There is no such thing as a Store Immediate instruction.

 

Direct Addressing: Memory vs. I/O

The Boz–5 uses isolated I/O, in which there are two address spaces.

       A 20–bit address space for memory references, and

       A 16–bit address space for I/O references.

Consider the following two instructions:

       LDR      %R3, 200            Load register R3 from memory location 200.
                                                R3 ¬ M[200]

       GET      %R3, 200            Load register R3 from the 32–bit I/O device
                                                register at address 200 on the I/O bus.

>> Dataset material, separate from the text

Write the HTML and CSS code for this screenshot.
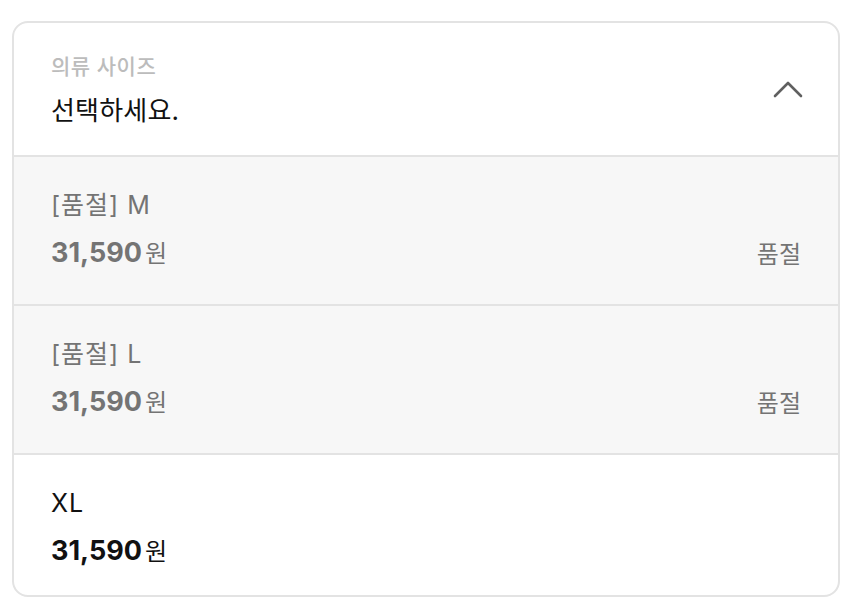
FILE: index.html
```html
<!DOCTYPE html>
<html lang="ko">
<head>
  <meta charset="UTF-8">
  <meta name="viewport" content="width=device-width, initial-scale=1">
  <title>의류 사이즈</title>
  <link rel="stylesheet" href="styles.css">
</head>
<body>
  <div class="select-box">
    <div class="select-head">
      <div>
        <p class="label">의류 사이즈</p>
        <p class="value">선택하세요.</p>
      </div>
      <svg class="chevron" width="30" height="18" viewBox="0 0 30 18">
        <path d="M2 16 L15 3 L28 16" fill="none" stroke="#606060" stroke-width="2.6" stroke-linecap="round" stroke-linejoin="round"/>
      </svg>
    </div>
    <ul class="options">
      <li class="option soldout">
        <div>
          <p class="name">[품절] M</p>
          <p class="price"><strong>31,590</strong>원</p>
        </div>
        <span class="state">품절</span>
      </li>
      <li class="option soldout">
        <div>
          <p class="name">[품절] L</p>
          <p class="price"><strong>31,590</strong>원</p>
        </div>
        <span class="state">품절</span>
      </li>
      <li class="option">
        <div>
          <p class="name">XL</p>
          <p class="price"><strong>31,590</strong>원</p>
        </div>
      </li>
    </ul>
  </div>
</body>
</html>
```

FILE: styles.css
```css
body { margin:0; padding:21px 10px 0 12px; background:#fff; font-family:Inter, "Noto Sans CJK KR", sans-serif; color:#111; }
p { margin:0; }
.select-box { border:2px solid #e3e3e3; border-radius:16px; overflow:hidden; height:576px; box-sizing:border-box; }
.select-head { display:flex; justify-content:space-between; align-items:center; height:132px; padding:0 35px 0 37px; border-bottom:2px solid #e3e3e3; }
.select-head > div { align-self:flex-start; padding-top:30px; }
.label { font-size:21px; font-weight:500; color:#bcbcbc; line-height:28px; letter-spacing:0.5px; }
.value { font-size:26px; line-height:34px; margin-top:13px; letter-spacing:0.2px; }
.options { list-style:none; margin:0; padding:0; }
.option { display:flex; justify-content:space-between; align-items:flex-start; height:147px; padding:0 37px 0 37px; border-bottom:2px solid #e3e3e3; }
.option:last-child { border-bottom:none; height:140px; }
.option > div { padding-top:31px; }
.soldout { background:#f7f7f7; }
.name { font-size:25px; line-height:34px; letter-spacing:1px; }
.price { font-size:24px; line-height:36px; margin-top:13px; }
.price strong { font-size:27px; font-weight:700; margin-right:3px; }
.soldout .name, .soldout .price { color:#747474; }
.state { font-size:24px; line-height:36px; color:#747474; margin-top:80px; }
```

For simplicity of design, all references to I/O device registers will use
direct addressing only.

NOTE:  Some I/O registers are read–only.  Attempts to write to these registers,
              using a PUT instruction will have no effect.

 

Basic Structure of Memory Addressing

The memory addressing modes are built around two basic ideas.

Indirection   the memory location contains an address.
                     This is similar to the use of pointers in a modern HLL.

Indexing:     the memory address is modified by an index.
                     This is a direct implementation of a one–dimensional array.

Indirection and indexing can be combined in two distinct ways.

Pre–Indexed        the indexing is done first, then the indirection.
                           Think of an array of pointers.

Post–Indexed      the indirection is done first, then the indexing.
                           Think of a pointer to an array, or an array passed by reference.

These two basic ideas generate four basic addressing modes.

 

Indexing Not Used

Indexing Used

Indirection Not Used

Direct Addressing

Indexed Addressing

Indirection Used

Indirect Addressing

Indexed-Indirect Addressing

Immediate addressing does not fit into this scheme.